Unguided, the empirical reality of intermediary politics does not always live up to pluralist ideals. Despite a post-World War II surge in non-profit interest groups willing to undertake the causes of the public generally, and the poor and the underserved in particular, there is abundant evidence that American interest-group pluralism often favors well-resourced and concentrated interests. Individuals and groups with these advantages tend to participate more than the less interested, inattentive majority. Individuals with a stake in policy are more likely to try to influence elected officials than those with dispersed or deferred interests. Special interest groups still dominate the lobbying arena, and a small number of wealthy donors still give more to candidates than many more small ones. Left uncorrected, as E.E. Schattschneider long ago observed in The Semisovereign People (1961), “the flaw in the pluralist heaven” continues to be various kinds of inequity in resources and political capacity.
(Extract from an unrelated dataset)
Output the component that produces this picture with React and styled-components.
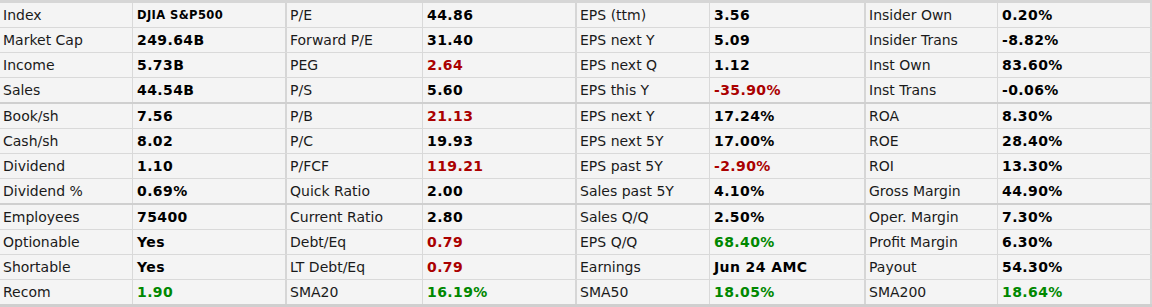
import React from "react";
import styled, { createGlobalStyle } from "styled-components";

const GlobalStyle = createGlobalStyle`
  body {
    margin: 0;
    background: #ffffff;
  }
`;

const Table = styled.div`
  width: 1152px;
  background: #f4f4f4;
  border-top: 3px solid #d6d6d6;
  font-family: "DejaVu Sans", Verdana, sans-serif;
`;

const Row = styled.div`
  display: grid;
  grid-template-columns: 133px 154px 136px 154px 133px 156px 132px 154px;
  height: 24px;
  border-bottom: ${(p) => p.$edge}px solid ${(p) => (p.$edge > 1 ? "#cfcfcf" : "#d9d9d9")};
`;

const Label = styled.div`
  display: flex;
  align-items: center;
  padding-left: 3px;
  font-size: 14px;
  color: #1a1a1a;
  white-space: nowrap;
  border-right: 1px solid #d9d9d9;
  border-left: ${(p) => (p.$first ? "0" : "2px solid #d6d6d6")};
  margin-left: ${(p) => (p.$first ? "0" : "-2px")};
`;

const Value = styled.div`
  display: flex;
  align-items: center;
  padding-left: 4px;
  font-size: ${(p) => (p.$small ? "11.5px" : "14px")};
  font-weight: bold;
  letter-spacing: 0.4px;
  white-space: nowrap;
  color: ${(p) => (p.$tone === "red" ? "#aa0000" : p.$tone === "green" ? "#008800" : "#000")};
  border-right: ${(p) => (p.$last ? "2px solid #d6d6d6" : "0")};
`;

const rows = [
  [["Index", "DJIA S&P500", "", true], ["P/E", "44.86"], ["EPS (ttm)", "3.56"], ["Insider Own", "0.20%"]],
  [["Market Cap", "249.64B"], ["Forward P/E", "31.40"], ["EPS next Y", "5.09"], ["Insider Trans", "-8.82%"]],
  [["Income", "5.73B"], ["PEG", "2.64", "red"], ["EPS next Q", "1.12"], ["Inst Own", "83.60%"]],
  [["Sales", "44.54B"], ["P/S", "5.60"], ["EPS this Y", "-35.90%", "red"], ["Inst Trans", "-0.06%"]],
  [["Book/sh", "7.56"], ["P/B", "21.13", "red"], ["EPS next Y", "17.24%"], ["ROA", "8.30%"]],
  [["Cash/sh", "8.02"], ["P/C", "19.93"], ["EPS next 5Y", "17.00%"], ["ROE", "28.40%"]],
  [["Dividend", "1.10"], ["P/FCF", "119.21", "red"], ["EPS past 5Y", "-2.90%", "red"], ["ROI", "13.30%"]],
  [["Dividend %", "0.69%"], ["Quick Ratio", "2.00"], ["Sales past 5Y", "4.10%"], ["Gross Margin", "44.90%"]],
  [["Employees", "75400"], ["Current Ratio", "2.80"], ["Sales Q/Q", "2.50%"], ["Oper. Margin", "7.30%"]],
  [["Optionable", "Yes"], ["Debt/Eq", "0.79", "red"], ["EPS Q/Q", "68.40%", "green"], ["Profit Margin", "6.30%"]],
  [["Shortable", "Yes"], ["LT Debt/Eq", "0.79", "red"], ["Earnings", "Jun 24 AMC"], ["Payout", "54.30%"]],
  [["Recom", "1.90", "green"], ["SMA20", "16.19%", "green"], ["SMA50", "18.05%", "green"], ["SMA200", "18.64%", "green"]],
];

const edgeFor = (i) => (i === 11 ? 3 : i === 3 || i === 7 ? 2 : 1);

export default function App() {
  return (
    <>
      <GlobalStyle />
      <Table>
        {rows.map((row, i) => (
          <Row key={i} $edge={edgeFor(i)}>
            {row.map(([label, value, tone, small], j) => (
              <React.Fragment key={j}>
                <Label $first={j === 0}>{label}</Label>
                <Value $tone={tone} $small={small} $last={j === 3}>
                  {value}
                </Value>
              </React.Fragment>
            ))}
          </Row>
        ))}
      </Table>
    </>
  );
}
Some hoped that political parties could correct interest group pluralism. Political parties are extra-constitutional institutions that over time have become officially embedded in U.S. government. There is no mention of political parties in the Constitution, and indeed mass-based political parties did not emerge in Anglo-American democracies until the 19th century. But ballot-access and sore-loser laws now protect the two major political parties from minor party challenges, and the process by which the parties select their nominees is subsidized by state-funded primaries and public financing for qualified candidates.
Political parties can correct some of the biases of interest-group pluralism by aggregating interests and creating broad coalitions across groups with different issue concerns and resource levels. But whether political parties aggregate interests or merely reflect them is a function of structure and circumstance. Recent Court decisions, such as Citizens United v. FEC (2010) and Speechnow.org v. FEC (2010), have enhanced the influence of party-affiliated groups that spend money independently at the expense of the official party organizations. This has provided convenient vehicles for special interest concerns to influence party nomination processes.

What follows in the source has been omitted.